═══ DATA LINES ═══
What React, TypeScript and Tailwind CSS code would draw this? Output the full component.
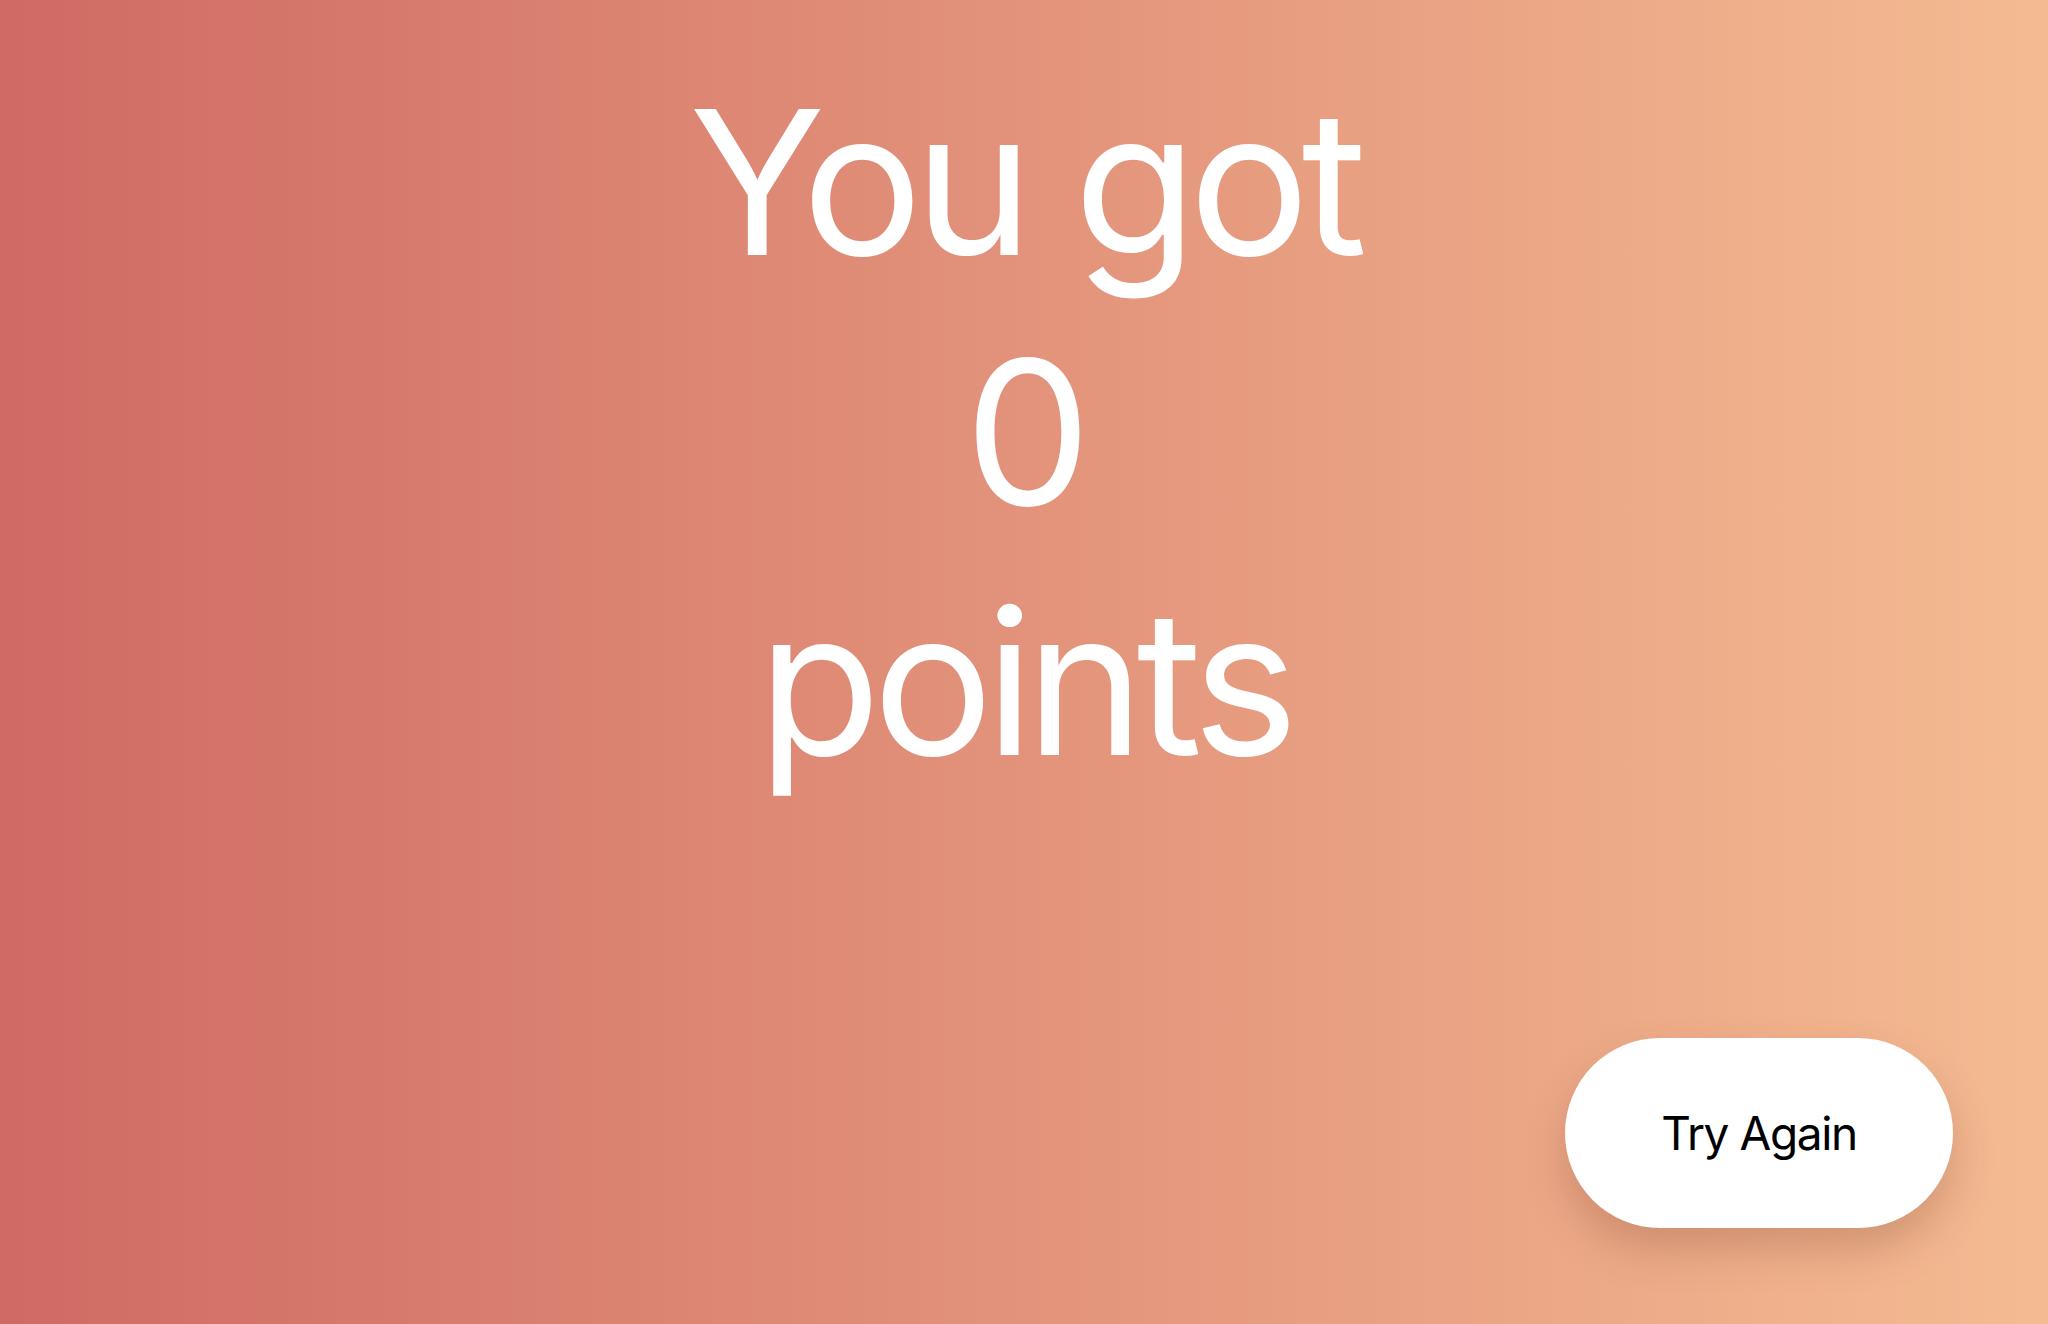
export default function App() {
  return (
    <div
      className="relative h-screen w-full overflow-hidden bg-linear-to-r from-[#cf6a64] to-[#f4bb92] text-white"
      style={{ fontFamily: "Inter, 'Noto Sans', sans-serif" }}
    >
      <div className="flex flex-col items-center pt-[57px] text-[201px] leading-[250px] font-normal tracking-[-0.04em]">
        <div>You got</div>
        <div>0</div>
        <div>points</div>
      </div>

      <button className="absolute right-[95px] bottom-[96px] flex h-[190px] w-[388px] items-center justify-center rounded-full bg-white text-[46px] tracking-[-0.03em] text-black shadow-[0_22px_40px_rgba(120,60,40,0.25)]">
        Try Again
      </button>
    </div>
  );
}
═══
● **EXERCISE GOAL**
Print the whole listing above once more, word for word, without its pictures.

● **WRITTEN REPLY**
What React, TypeScript and Tailwind CSS code would draw this? Output the full component.
export default function App() {
  return (
    <div
      className="relative h-screen w-full overflow-hidden bg-linear-to-r from-[#cf6a64] to-[#f4bb92] text-white"
      style={{ fontFamily: "Inter, 'Noto Sans', sans-serif" }}
    >
      <div className="flex flex-col items-center pt-[57px] text-[201px] leading-[250px] font-normal tracking-[-0.04em]">
        <div>You got</div>
        <div>0</div>
        <div>points</div>
      </div>

      <button className="absolute right-[95px] bottom-[96px] flex h-[190px] w-[388px] items-center justify-center rounded-full bg-white text-[46px] tracking-[-0.03em] text-black shadow-[0_22px_40px_rgba(120,60,40,0.25)]">
        Try Again
      </button>
    </div>
  );
}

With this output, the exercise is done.